In the reading itself I felt better and better. I hit a certain space deep inside the poems where you lose all self-consciousness and just let them take over. At one point I realized that the interpretation I was doing was actually far better than the studio version I'd killed myself over for many months. That was kind of a great revelation on the one hand, but at the same time, part of me was thinking— "Sh$#— gotta get back in the studio and redo this whole %#^%$&* thing!"

Another thing that dawned on me in the midst of that 30 minutes was that I was very turned on by Denver.

For a thousand miles around Denver in all directions, there isn't anything else really like a big city. Denver is the most isolated major urban center in North America. Maybe it's even worse than that. Maybe it's the most isolated metro area in the western hemisphere. I forget where I read this factoid.

But Denver threw me into high gear the last time I read there also at the Colorado Poetry Festival. I got to read in a renovated brewery with a vat twenty-feet wide in my line of sight. Somehow that was inspiring to me.

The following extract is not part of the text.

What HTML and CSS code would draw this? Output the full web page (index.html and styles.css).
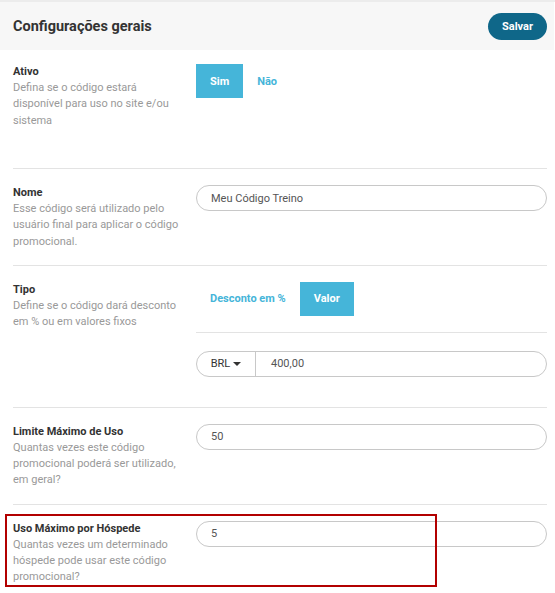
FILE: index.html
```html
<!DOCTYPE html>
<html lang="pt-BR">
<head>
<meta charset="utf-8">
<title>Configurações gerais</title>
<link rel="stylesheet" href="styles.css">
</head>
<body>
<div class="page">
  <header class="top">
    <h1 class="title">Configurações gerais</h1>
    <button class="btn-save" type="button">Salvar</button>
  </header>

  <div class="form">
    <section class="row row-tall">
      <div class="info">
        <h2 class="label">Ativo</h2>
        <p class="desc">Defina se o código estará disponível para uso no site e/ou sistema</p>
      </div>
      <div class="ctrl">
        <div class="toggle">
          <span class="opt active">Sim</span>
          <span class="opt">Não</span>
        </div>
      </div>
    </section>

    <section class="row">
      <div class="info">
        <h2 class="label">Nome</h2>
        <p class="desc">Esse código será utilizado pelo usuário final para aplicar o código promocional.</p>
      </div>
      <div class="ctrl">
        <div class="field">Meu Código Treino</div>
      </div>
    </section>

    <section class="row row-tipo">
      <div class="info">
        <h2 class="label">Tipo</h2>
        <p class="desc">Define se o código dará desconto em % ou em valores fixos</p>
      </div>
      <div class="ctrl">
        <div class="toggle toggle-split">
          <span class="opt">Desconto em %</span>
          <span class="opt active">Valor</span>
        </div>
        <div class="field group">
          <span class="addon">BRL <span class="caret"></span></span>
          <span class="group-value">400,00</span>
        </div>
      </div>
    </section>

    <section class="row">
      <div class="info">
        <h2 class="label">Limite Máximo de Uso</h2>
        <p class="desc">Quantas vezes este código promocional poderá ser utilizado, em geral?</p>
      </div>
      <div class="ctrl">
        <div class="field">50</div>
      </div>
    </section>

    <section class="row row-last">
      <div class="info">
        <h2 class="label">Uso Máximo por Hóspede</h2>
        <p class="desc">Quantas vezes um determinado hóspede pode usar este código promocional?</p>
      </div>
      <div class="ctrl">
        <div class="field">5</div>
      </div>
      <div class="highlight"></div>
    </section>
  </div>
</div>
</body>
</html>
```

FILE: styles.css
```css
* { box-sizing: border-box; }

html, body {
  margin: 0;
  padding: 0;
  background: #fff;
}

body {
  font-family: Roboto, "Liberation Sans", Arial, sans-serif;
  color: #333;
  font-size: 11px;
}

.page {
  width: 555px;
  border-top: 2px solid #ececec;
}

.top {
  display: flex;
  align-items: center;
  justify-content: space-between;
  height: 48px;
  margin-right: 1px;
  padding: 0 7px 0 13px;
  background: #f7f7f7;
}

.title {
  margin: 0;
  font-size: 14.5px;
  font-weight: 700;
  color: #333;
}

.btn-save {
  height: 27px;
  width: 59px;
  border: 0;
  border-radius: 14px;
  background: #0f6789;
  color: #fff;
  font-family: inherit;
  font-size: 11px;
  font-weight: 700;
  padding: 0;
}

.form {
  margin: 0 8px 0 13px;
}

.row {
  position: relative;
  display: grid;
  grid-template-columns: 183px 1fr;
  padding: 16px 0 15px;
  border-bottom: 1px solid #e3e3e3;
}

.row-tall {
  padding-top: 14px;
  min-height: 119px;
}

.row-last {
  border-bottom: 0;
}

.info {
  width: 174px;
}

.label {
  margin: 0;
  font-size: 11px;
  font-weight: 700;
  line-height: 16px;
  color: #333;
}

.desc {
  margin: 0;
  font-size: 11px;
  line-height: 16.3px;
  color: #999;
}

.toggle {
  display: flex;
}

.opt {
  display: flex;
  align-items: center;
  height: 34px;
  padding: 0 14px;
  font-weight: 700;
  color: #45b5d9;
}

.opt.active {
  background: #45b5d9;
  color: #fff;
}

.toggle-split {
  padding-bottom: 16px;
  border-bottom: 1px solid #e3e3e3;
  margin-bottom: 18px;
}

.row-tipo {
  padding-bottom: 30px;
}

.field {
  display: flex;
  align-items: center;
  height: 26px;
  padding: 0 14px;
  border: 1px solid #c8c8c8;
  border-radius: 13px;
  color: #555;
  font-size: 11px;
}

.field.group {
  padding: 0;
}

.addon {
  display: flex;
  align-items: center;
  justify-content: center;
  gap: 3px;
  width: 59px;
  height: 100%;
  border-right: 1px solid #c8c8c8;
  color: #333;
}

.caret {
  width: 0;
  height: 0;
  border-left: 4px solid transparent;
  border-right: 4px solid transparent;
  border-top: 4px solid #333;
}

.group-value {
  padding-left: 15px;
}

.highlight {
  position: absolute;
  left: -8px;
  top: 9px;
  width: 432px;
  height: 73px;
  border: 2px solid #b20000;
  pointer-events: none;
}
```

I think this Denver effect may be due to the fact that my "hometown" is Philadelphia, a major east coast city with 1.4 million people within its bounds, and at least as many in its neighboring satellite/suburb counties. For me to go to Denver is exciting in the same way it was exciting when I'd go from the suburbs into the big city where all the interesting and strange people and things were.

Why do so many of us poets and writers have to leave the great cities that we came from?

It's kind of like an intellectual diaspora, and the economics of the conservative policies of the last decades have made this the norm, not the exception. This means that intellectual communities in America are continually losing their eloquent spokespeople; the cities that used to start revolutions in coffeehouses now merely house chains of Starbucks, Seattle's Best, and the next big whatever."